RECORD LIST:

☆ ☆ ☆ ☆ ☆ ☆ ☆

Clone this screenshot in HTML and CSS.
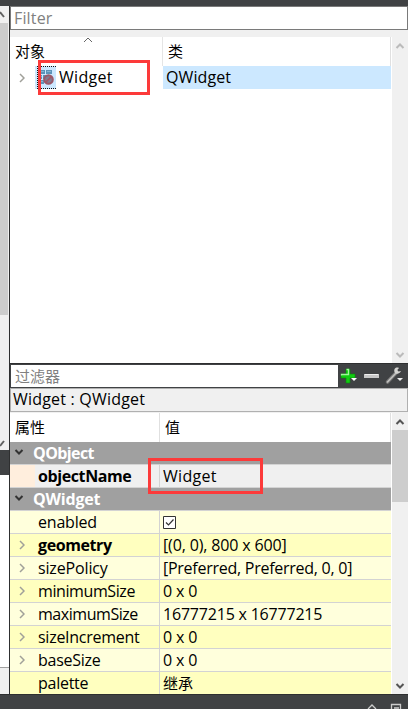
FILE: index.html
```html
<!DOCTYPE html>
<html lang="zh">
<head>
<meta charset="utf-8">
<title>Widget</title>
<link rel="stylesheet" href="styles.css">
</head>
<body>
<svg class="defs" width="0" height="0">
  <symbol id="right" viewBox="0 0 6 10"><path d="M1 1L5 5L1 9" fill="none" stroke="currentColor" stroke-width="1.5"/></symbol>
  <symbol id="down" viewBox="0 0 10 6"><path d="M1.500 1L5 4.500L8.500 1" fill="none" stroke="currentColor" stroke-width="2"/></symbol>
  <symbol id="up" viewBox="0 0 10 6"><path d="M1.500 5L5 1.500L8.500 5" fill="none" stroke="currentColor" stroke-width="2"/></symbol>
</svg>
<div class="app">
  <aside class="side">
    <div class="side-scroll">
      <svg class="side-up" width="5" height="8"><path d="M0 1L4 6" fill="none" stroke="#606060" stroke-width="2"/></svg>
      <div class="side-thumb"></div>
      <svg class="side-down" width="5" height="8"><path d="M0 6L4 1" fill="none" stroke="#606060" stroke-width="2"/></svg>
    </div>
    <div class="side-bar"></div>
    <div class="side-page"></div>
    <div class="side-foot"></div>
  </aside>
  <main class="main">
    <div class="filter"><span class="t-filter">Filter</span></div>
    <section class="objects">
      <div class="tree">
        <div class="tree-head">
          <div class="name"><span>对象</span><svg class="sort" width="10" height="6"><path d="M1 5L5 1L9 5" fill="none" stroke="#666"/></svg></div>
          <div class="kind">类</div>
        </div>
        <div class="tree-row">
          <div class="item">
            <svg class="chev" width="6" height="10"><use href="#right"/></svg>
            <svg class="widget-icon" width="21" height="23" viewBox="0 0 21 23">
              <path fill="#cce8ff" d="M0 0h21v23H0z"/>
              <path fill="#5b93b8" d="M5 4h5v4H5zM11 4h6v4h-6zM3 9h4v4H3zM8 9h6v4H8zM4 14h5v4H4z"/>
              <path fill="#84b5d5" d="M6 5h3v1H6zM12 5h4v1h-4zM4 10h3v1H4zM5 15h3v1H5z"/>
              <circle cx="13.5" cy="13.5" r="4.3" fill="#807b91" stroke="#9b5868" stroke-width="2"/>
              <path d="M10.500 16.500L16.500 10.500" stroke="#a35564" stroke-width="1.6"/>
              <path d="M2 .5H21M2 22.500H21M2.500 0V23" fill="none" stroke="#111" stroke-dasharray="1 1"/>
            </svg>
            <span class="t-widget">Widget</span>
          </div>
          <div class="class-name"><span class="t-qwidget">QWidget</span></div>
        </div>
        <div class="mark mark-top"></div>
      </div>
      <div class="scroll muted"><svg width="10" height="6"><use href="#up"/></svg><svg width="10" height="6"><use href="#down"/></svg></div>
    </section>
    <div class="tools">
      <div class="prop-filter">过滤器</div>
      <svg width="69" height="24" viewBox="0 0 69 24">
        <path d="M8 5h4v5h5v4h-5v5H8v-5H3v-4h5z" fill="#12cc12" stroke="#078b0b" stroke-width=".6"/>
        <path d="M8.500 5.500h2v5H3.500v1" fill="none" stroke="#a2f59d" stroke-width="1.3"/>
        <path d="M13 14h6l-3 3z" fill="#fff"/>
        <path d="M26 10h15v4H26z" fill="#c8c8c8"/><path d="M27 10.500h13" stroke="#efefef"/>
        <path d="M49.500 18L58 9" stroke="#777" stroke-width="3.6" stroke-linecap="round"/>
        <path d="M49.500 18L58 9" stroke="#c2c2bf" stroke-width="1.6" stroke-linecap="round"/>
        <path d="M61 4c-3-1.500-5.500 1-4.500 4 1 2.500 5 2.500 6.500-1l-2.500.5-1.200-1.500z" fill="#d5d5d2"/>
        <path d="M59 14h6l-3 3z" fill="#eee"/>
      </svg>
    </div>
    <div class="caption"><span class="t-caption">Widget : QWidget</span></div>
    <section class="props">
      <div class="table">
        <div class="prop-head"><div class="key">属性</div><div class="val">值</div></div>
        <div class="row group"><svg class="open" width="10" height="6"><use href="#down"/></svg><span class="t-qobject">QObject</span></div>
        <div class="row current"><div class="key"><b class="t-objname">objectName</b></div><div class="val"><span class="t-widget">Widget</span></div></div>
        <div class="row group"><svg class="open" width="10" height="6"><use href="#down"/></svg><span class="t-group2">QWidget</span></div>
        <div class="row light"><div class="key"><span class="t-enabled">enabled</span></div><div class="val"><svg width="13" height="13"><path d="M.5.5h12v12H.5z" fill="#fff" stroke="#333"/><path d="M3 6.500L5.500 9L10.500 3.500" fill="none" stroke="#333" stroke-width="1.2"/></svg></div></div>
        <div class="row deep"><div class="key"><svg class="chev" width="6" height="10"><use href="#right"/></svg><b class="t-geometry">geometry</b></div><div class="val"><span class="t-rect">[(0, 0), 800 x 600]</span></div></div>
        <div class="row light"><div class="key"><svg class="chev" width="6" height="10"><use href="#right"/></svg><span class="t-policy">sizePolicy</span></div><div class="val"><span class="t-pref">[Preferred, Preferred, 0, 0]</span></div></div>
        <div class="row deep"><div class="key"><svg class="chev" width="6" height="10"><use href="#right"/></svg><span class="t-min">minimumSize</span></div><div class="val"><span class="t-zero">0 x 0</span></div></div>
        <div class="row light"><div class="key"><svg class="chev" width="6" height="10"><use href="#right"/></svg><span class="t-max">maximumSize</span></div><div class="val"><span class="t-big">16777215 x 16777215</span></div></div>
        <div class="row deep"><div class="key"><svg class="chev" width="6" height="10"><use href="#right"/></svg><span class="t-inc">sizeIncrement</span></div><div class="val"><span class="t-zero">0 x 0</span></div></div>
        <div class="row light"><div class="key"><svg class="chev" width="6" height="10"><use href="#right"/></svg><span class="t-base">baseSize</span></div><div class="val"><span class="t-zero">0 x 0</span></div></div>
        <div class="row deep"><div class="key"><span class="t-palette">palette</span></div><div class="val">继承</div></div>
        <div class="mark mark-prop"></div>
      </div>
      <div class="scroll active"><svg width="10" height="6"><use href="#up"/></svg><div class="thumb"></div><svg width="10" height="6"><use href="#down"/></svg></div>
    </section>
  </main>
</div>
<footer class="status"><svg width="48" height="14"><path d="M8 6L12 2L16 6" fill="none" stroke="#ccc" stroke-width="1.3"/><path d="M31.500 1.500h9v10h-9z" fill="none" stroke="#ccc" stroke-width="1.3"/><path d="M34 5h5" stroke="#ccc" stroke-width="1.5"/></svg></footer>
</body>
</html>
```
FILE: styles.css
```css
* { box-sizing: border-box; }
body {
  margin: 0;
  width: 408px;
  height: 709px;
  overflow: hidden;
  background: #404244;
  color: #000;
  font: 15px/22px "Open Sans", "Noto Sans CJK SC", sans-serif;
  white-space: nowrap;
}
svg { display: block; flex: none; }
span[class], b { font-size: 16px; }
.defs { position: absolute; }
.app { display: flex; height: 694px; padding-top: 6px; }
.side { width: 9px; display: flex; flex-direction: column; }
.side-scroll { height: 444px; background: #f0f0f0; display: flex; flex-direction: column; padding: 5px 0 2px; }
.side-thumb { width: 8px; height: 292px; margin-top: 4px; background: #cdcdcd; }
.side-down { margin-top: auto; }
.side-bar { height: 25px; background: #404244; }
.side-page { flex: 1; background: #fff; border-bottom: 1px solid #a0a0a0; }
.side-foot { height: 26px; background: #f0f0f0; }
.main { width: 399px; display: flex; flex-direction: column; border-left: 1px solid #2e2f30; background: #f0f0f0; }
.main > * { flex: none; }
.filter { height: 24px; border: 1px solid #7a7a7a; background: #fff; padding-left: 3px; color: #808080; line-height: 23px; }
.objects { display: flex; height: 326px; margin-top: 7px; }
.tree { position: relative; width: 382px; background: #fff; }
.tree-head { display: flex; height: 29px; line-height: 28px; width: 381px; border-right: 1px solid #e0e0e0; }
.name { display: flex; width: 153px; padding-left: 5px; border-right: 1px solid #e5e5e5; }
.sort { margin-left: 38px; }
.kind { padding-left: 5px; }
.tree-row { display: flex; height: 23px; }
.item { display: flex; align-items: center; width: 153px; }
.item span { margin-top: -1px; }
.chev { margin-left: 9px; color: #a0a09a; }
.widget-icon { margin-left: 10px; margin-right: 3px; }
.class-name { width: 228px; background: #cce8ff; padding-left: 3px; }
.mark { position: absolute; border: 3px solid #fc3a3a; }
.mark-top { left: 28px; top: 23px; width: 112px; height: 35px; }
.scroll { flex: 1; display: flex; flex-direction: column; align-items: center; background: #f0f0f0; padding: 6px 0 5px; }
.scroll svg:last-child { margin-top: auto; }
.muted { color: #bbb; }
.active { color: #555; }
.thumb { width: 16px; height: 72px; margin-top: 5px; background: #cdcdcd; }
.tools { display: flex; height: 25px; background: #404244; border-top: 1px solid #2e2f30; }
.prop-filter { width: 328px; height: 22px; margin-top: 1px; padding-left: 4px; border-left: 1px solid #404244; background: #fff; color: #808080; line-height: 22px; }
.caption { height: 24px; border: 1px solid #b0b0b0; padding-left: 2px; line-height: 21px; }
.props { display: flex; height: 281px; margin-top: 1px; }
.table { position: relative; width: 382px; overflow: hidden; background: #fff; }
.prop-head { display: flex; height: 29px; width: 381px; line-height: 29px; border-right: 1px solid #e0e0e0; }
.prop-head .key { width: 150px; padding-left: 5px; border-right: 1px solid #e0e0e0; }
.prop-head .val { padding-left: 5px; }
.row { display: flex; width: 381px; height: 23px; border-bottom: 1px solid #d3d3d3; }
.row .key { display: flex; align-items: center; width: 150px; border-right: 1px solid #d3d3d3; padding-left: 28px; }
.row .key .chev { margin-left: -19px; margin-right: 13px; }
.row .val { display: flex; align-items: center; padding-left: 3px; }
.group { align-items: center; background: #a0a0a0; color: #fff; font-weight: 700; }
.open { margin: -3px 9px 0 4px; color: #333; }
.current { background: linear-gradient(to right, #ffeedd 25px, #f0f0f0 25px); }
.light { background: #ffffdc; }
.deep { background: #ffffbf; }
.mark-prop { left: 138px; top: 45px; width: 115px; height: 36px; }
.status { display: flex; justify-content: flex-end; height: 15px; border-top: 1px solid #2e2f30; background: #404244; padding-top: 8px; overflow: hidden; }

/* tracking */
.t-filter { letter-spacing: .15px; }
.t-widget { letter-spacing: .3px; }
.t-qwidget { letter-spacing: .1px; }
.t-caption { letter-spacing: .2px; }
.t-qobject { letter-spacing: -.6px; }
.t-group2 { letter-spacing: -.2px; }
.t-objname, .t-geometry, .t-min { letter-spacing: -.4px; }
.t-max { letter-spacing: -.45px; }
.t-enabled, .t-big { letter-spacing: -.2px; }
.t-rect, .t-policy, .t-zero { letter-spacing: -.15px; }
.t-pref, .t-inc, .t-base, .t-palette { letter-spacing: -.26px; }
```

☆ ☆ ☆ ☆ ☆ ☆ ☆

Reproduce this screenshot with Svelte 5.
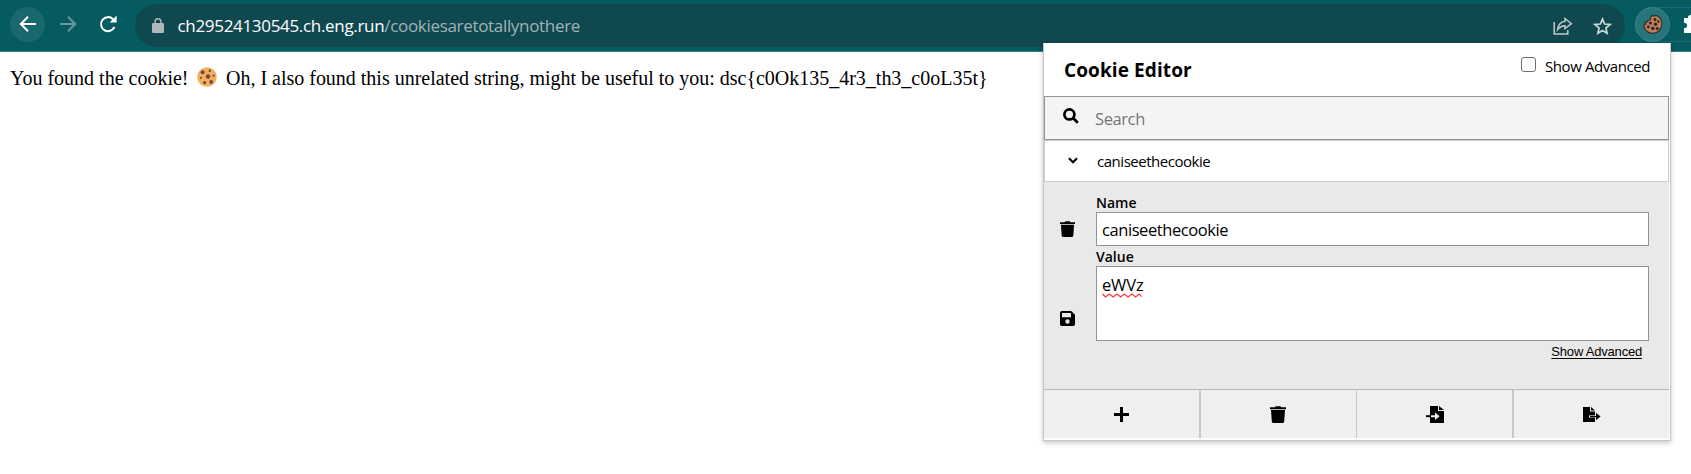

☆ ☆ ☆ ☆ ☆ ☆ ☆

WHAT THE TASK REQUIRES:
Pick out and copy every line that contains the word "this".

WORKED SOLUTION:
Clone this screenshot in HTML and CSS.
Reproduce this screenshot with Svelte 5.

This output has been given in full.